Use Prusaslicer or SuperSlicer
Upgrade your slicing software if you’re using basic tools. Advanced slicers like Prusaslicer offer variable layer height, adaptive infill, and intelligent support generation that significantly improve quality. These tools often have free versions and make a noticeable difference in print reliability and surface finish.
Dial In Temperature and Speed Gradually
Don’t rely on manufacturer defaults. Run calibration prints at slightly lower speeds than maximum, then gradually increase speed while monitoring results. Similarly, test temperature increments of 5 degrees until finding the sweet spot for your specific setup. Patience during this process yields superior prints long-term.
Troubleshooting Common Problems
- Warping Corners: Increase bed temperature, ensure proper bed adhesion, use a heated chamber if possible, or apply brim/raft supports to critical areas.
- Layer Shifting: Check for mechanical issues like loose belts or pulleys, verify nozzle clearance, and reduce print speed to allow motors to keep up accurately.
- Stringing: Increase retraction distance and speed in your slicer, raise nozzle temperature slightly, or enable z-hop to lift the nozzle between moves.

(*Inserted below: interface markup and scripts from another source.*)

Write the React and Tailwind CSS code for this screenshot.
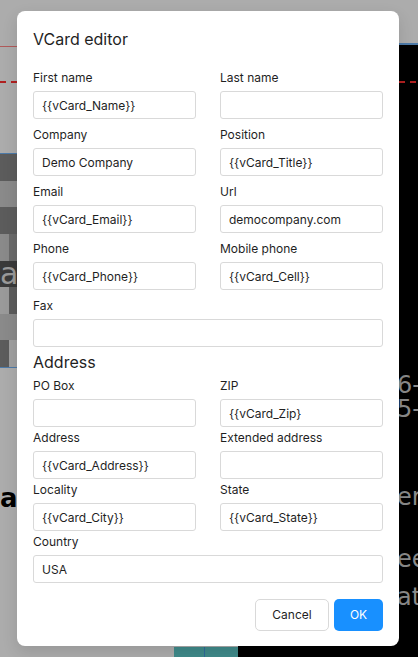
import React from 'react'

/**
 * VCard editor dialog shown over a dimmed page.
 */

// Single labelled input
const Field = ({ label, value = '', wide = false }) => (
  <div className={`flex flex-col ${wide ? 'col-span-2' : ''}`}>
    <label className="h-5 text-[12px] leading-5 text-[#1f1f1f]">{label}</label>
    <input
      readOnly
      value={value}
      className="mt-[3px] h-[28px] w-full rounded-[3px] border border-[#d9d9d9] bg-white px-2 text-[12px] text-[#1f1f1f] outline-none"
    />
  </div>
)

// Dimmed page behind the dialog
const Backdrop = () => (
  <div className="flex h-[657px] w-full flex-col bg-[#acacac] font-['DejaVu_Sans',sans-serif]">
    <div className="h-[43px]" />
    <div className="flex flex-1">
      {/* Left area */}
      <div className="flex w-[238px] flex-col">
        <div className="h-[3px]" />
        <div className="h-px bg-[#b05a5a]" />
        <div className="h-[34px]" />
        <div className="h-[2px] w-[17px] border-t-2 border-dashed border-[#b02020]" />
        <div className="h-[70px]" />
        <div className="h-px bg-[#4d7aa8]" />
        {/* Checker blocks */}
        <div className="grid h-[213px] w-[17px] grid-cols-2 grid-rows-8">
          <div className="bg-[#5c5c5c]" />
          <div className="bg-[#5c5c5c]" />
          <div className="bg-[#8a8a8a]" />
          <div className="bg-[#8a8a8a]" />
          <div className="bg-[#5c5c5c]" />
          <div className="bg-[#5c5c5c]" />
          <div className="bg-[#8a8a8a]" />
          <div className="bg-[#6a6a6a]" />
          <div className="col-span-2 flex items-center bg-[#3a3a3a] text-[30px] leading-none text-[#9a9a9a]">
            a
          </div>
          <div className="bg-[#9a9a9a]" />
          <div className="bg-[#5c5c5c]" />
          <div className="bg-[#8a8a8a]" />
          <div className="bg-[#8a8a8a]" />
          <div className="bg-[#5c5c5c]" />
          <div className="bg-[#a0a0a0]" />
        </div>
        <div className="h-px bg-[#4d7aa8]" />
        <div className="mt-[114px] text-[26px] font-bold leading-8 text-black">ar</div>
        <div className="mt-auto flex h-[10px] pl-[174px]">
          <div className="w-[30px] bg-[#3f8a8a]" />
          <div className="w-px bg-[#2f6a9a]" />
          <div className="w-[33px] bg-[#3f8a8a]" />
        </div>
      </div>
      {/* Right dark area */}
      <div className="flex flex-1 flex-col bg-black">
        <div className="h-[2px] bg-[#4d7aa8]" />
        <div className="h-[36px]" />
        <div className="ml-[161px] h-[2px] border-t-2 border-dashed border-[#b02020]" />
        <div className="flex flex-col pl-[159px] text-[24px] leading-[24px] text-[#8a8a8a]">
          <div className="mt-[290px]">6-</div>
          <div>5-</div>
          <div className="mt-[64px]">er</div>
          <div className="mt-[38px]">ee</div>
          <div className="mt-[14px]">at</div>
        </div>
      </div>
    </div>
  </div>
)

export default function App() {
  return (
    <div className="relative h-[657px] w-[418px] overflow-hidden">
      <Backdrop />

      {/* Dialog */}
      <div className="absolute left-[17px] top-[11px] w-[382px] rounded-lg bg-white px-4 pb-[15px] pt-4 font-['Inter',sans-serif] shadow-[0_6px_16px_rgba(0,0,0,0.12)]">
        <h2 className="text-[16px] leading-6 text-[#1f1f1f]">VCard editor</h2>

        <div className="mt-[17px] grid grid-cols-2 gap-x-6 gap-y-[6px]">
          <Field label="First name" value="{{vCard_Name}}" />
          <Field label="Last name" />
          <Field label="Company" value="Demo Company" />
          <Field label="Position" value="{{vCard_Title}}" />
          <Field label="Email" value="{{vCard_Email}}" />
          <Field label="Url" value="democompany.com" />
          <Field label="Phone" value="{{vCard_Phone}}" />
          <Field label="Mobile phone" value="{{vCard_Cell}}" />
          <Field label="Fax" wide />
        </div>

        <h3 className="mt-[3px] text-[16px] leading-6 text-[#1f1f1f]">Address</h3>

        <div className="mt-[2px] grid grid-cols-2 gap-x-6 gap-y-px">
          <Field label="PO Box" />
          <Field label="ZIP" value="{{vCard_Zip}" />
          <Field label="Address" value="{{vCard_Address}}" />
          <Field label="Extended address" />
          <Field label="Locality" value="{{vCard_City}}" />
          <Field label="State" value="{{vCard_State}}" />
          <Field label="Country" value="USA" wide />
        </div>

        {/* Footer buttons */}
        <div className="mt-4 flex justify-end gap-[5px]">
          <button className="h-8 w-[74px] rounded-[5px] border border-[#d9d9d9] bg-white text-[12px] text-[#1f1f1f]">
            Cancel
          </button>
          <button className="h-8 w-[49px] rounded-[5px] bg-[#1890ff] text-[12px] text-white">
            OK
          </button>
        </div>
      </div>
    </div>
  )
}
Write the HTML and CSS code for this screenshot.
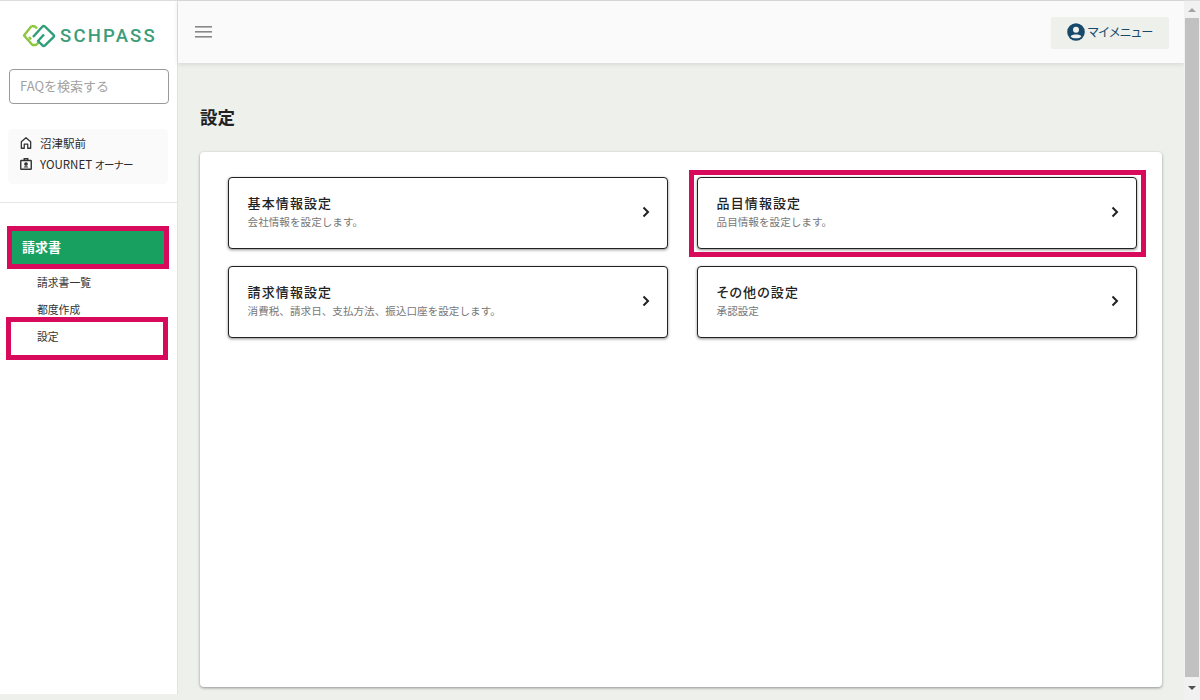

- Poor Bed Adhesion: Clean your build plate with isopropyl alcohol, relevel your bed, adjust the first layer height, or try different adhesion aids like glue stick or PEI sheets.
- Nozzle Clogging: Perform a cold pull cleaning procedure, increase nozzle temperature for the material being used, check filament for moisture, and ensure proper storage conditions.
- Rough Surface Finish: Reduce print speed, improve bed leveling, increase nozzle temperature slightly, or enable combing mode to reduce travel moves.
- Overhangs Failing: Adjust support density and placement, increase nozzle temperature slightly, reduce print speed, or redesign the model to minimize overhangs.
- Print Won’t Start: Verify bed leveling is correct, clean the nozzle, ensure filament is loaded properly, and confirm the sliced file contains appropriate start codes for your printer.